A block of data
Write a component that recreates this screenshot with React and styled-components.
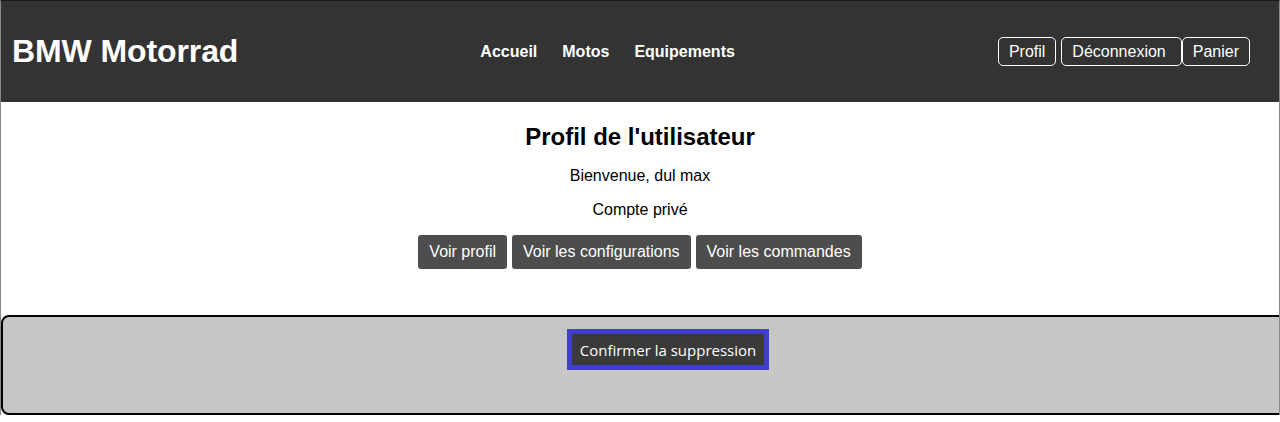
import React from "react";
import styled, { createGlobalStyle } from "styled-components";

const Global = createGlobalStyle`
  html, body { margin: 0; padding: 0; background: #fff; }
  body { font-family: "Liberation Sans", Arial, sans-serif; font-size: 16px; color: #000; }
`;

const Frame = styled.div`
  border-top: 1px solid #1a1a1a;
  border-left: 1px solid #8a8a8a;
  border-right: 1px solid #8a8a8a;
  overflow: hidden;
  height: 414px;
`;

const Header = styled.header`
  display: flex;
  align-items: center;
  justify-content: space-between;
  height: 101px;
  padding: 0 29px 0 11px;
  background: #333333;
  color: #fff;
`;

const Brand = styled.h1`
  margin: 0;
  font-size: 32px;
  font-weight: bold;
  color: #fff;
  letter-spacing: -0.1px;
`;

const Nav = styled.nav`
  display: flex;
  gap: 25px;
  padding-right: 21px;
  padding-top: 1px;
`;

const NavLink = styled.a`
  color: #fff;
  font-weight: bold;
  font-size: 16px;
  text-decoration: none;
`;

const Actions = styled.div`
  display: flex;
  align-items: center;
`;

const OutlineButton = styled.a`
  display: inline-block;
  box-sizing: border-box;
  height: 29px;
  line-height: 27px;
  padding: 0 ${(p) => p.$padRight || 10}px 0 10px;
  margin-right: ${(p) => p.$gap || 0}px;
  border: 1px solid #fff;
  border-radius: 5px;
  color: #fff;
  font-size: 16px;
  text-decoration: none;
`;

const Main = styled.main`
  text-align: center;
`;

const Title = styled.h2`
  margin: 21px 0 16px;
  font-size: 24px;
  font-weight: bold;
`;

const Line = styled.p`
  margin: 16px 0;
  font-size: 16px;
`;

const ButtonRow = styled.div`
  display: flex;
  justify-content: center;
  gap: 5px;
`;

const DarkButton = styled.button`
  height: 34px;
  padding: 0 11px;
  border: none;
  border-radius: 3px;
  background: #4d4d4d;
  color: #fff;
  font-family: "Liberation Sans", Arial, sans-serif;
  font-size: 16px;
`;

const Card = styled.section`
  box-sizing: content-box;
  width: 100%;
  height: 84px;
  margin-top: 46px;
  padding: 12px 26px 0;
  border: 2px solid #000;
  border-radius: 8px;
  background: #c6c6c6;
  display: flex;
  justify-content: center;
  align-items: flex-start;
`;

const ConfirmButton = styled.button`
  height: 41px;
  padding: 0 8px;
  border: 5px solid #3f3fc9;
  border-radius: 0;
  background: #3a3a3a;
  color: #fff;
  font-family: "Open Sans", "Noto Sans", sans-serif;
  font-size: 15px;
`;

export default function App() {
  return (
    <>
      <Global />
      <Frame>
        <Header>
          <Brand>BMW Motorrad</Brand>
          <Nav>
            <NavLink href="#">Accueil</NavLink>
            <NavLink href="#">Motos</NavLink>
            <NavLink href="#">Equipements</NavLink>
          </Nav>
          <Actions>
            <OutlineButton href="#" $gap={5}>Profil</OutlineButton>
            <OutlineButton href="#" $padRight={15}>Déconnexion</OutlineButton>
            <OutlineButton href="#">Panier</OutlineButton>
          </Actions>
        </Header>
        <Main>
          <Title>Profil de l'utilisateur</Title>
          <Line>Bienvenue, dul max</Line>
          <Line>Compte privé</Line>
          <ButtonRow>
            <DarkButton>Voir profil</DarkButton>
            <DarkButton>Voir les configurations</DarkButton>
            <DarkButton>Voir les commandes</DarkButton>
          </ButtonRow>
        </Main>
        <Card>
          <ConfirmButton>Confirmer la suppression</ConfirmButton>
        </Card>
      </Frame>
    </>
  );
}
---
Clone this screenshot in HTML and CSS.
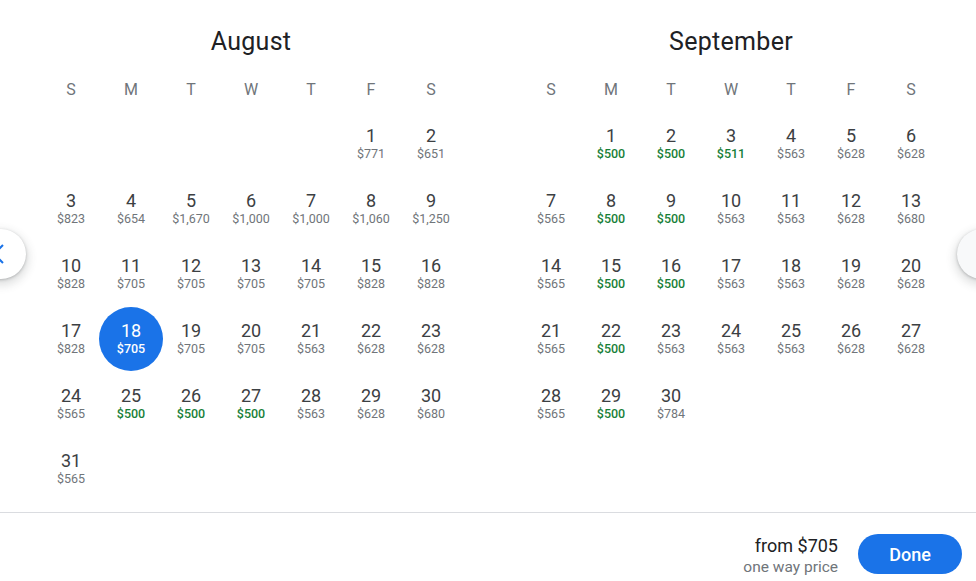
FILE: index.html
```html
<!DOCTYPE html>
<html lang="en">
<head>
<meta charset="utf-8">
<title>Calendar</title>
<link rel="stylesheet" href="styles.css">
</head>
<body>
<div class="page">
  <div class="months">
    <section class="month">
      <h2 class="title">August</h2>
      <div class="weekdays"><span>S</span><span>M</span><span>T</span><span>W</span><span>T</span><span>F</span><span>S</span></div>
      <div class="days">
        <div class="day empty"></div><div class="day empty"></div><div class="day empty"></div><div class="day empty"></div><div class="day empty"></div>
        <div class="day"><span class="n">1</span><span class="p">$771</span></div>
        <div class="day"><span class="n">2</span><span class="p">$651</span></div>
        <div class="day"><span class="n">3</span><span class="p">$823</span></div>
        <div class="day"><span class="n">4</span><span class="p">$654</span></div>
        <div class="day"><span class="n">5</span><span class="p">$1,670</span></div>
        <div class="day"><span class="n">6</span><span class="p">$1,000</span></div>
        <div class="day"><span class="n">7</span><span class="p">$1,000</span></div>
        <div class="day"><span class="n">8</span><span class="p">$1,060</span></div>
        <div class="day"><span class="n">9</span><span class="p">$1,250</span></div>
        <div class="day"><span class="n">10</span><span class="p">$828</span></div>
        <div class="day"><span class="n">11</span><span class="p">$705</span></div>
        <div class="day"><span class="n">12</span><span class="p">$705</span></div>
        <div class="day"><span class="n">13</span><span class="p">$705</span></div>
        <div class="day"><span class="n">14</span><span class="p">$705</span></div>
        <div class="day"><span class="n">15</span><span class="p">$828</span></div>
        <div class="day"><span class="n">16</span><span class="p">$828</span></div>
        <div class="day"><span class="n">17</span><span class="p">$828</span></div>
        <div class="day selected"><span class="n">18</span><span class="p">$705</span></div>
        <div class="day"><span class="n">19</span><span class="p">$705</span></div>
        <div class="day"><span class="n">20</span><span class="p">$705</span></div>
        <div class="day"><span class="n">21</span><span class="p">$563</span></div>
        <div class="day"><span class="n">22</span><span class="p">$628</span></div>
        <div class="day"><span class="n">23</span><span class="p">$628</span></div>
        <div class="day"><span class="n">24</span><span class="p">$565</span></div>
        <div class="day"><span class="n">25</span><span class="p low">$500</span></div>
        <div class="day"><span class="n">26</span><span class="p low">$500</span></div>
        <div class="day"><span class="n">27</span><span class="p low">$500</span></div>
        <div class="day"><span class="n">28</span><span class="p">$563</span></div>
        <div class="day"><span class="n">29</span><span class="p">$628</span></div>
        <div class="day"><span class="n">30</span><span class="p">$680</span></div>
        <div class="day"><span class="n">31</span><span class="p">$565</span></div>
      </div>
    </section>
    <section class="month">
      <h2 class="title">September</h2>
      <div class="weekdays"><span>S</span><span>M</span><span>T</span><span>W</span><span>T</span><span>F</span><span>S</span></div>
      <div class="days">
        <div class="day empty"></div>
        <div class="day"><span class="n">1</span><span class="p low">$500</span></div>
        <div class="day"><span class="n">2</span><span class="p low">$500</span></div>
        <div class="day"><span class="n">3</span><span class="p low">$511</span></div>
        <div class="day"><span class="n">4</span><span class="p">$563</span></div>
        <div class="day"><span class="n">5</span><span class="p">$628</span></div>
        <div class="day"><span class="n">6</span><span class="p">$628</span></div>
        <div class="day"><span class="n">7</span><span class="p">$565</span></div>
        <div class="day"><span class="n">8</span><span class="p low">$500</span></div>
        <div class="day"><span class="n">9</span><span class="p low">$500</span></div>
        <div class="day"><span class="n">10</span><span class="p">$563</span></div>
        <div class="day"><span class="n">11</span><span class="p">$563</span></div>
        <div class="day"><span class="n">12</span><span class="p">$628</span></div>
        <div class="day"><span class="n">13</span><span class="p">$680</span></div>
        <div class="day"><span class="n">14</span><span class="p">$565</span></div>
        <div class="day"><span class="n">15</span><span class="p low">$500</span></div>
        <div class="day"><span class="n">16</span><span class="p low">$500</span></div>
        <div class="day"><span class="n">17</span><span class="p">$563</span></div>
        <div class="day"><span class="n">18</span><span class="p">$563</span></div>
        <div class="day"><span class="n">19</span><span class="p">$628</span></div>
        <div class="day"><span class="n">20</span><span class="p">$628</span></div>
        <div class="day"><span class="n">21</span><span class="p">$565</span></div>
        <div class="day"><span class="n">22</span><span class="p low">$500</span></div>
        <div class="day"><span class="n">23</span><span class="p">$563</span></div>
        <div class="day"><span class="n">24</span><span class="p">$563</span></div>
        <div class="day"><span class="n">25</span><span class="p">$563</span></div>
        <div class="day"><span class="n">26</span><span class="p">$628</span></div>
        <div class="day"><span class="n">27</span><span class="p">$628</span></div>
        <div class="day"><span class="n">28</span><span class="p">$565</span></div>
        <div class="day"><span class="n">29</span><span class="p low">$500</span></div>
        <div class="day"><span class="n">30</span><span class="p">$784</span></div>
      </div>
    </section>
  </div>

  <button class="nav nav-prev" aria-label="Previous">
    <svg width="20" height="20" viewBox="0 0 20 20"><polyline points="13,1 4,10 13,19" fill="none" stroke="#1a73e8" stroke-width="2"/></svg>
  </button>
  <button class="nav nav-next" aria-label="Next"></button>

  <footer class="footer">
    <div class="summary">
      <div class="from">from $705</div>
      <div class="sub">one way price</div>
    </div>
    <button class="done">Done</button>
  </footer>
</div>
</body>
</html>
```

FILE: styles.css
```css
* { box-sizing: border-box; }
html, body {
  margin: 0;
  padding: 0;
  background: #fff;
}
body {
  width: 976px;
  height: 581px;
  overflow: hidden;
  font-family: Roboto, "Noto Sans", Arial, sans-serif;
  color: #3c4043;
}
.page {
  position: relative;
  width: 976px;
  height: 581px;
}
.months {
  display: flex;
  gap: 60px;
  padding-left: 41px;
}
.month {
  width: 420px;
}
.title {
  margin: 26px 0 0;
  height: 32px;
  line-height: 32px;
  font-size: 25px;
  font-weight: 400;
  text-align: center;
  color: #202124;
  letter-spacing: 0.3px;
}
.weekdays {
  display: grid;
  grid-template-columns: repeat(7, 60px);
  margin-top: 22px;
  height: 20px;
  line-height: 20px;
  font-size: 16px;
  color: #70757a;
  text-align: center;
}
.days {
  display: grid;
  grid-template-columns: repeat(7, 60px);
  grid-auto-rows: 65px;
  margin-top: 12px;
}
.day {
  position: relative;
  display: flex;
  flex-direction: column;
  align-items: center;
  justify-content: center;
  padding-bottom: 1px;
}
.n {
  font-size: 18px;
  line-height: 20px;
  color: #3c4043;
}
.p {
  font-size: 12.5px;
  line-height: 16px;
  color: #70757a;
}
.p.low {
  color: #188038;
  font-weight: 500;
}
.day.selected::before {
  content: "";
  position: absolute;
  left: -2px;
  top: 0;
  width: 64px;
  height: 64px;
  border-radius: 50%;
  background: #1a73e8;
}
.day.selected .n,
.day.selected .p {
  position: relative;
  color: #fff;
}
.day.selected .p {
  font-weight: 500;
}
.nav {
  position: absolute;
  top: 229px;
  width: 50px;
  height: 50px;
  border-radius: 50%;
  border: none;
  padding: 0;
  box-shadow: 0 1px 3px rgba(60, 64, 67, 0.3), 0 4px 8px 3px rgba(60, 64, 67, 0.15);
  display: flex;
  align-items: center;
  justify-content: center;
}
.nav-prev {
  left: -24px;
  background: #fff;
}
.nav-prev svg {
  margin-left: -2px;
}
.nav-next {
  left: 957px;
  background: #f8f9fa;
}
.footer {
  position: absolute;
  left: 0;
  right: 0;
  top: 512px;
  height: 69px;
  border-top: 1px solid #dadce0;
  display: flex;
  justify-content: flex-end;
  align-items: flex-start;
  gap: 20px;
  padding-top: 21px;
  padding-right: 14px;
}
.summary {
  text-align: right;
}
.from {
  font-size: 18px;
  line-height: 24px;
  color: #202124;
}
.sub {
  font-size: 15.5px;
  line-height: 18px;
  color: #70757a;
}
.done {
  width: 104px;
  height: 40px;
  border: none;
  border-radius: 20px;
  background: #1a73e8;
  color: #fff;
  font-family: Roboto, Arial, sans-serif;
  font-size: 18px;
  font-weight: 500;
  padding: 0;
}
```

* PROBLEM STATEMENT:
Look through the material above and pick out each line holding the word "React".

* ANSWER TO THIS EXERCISE:
Write a component that recreates this screenshot with React and styled-components.
import React from "react";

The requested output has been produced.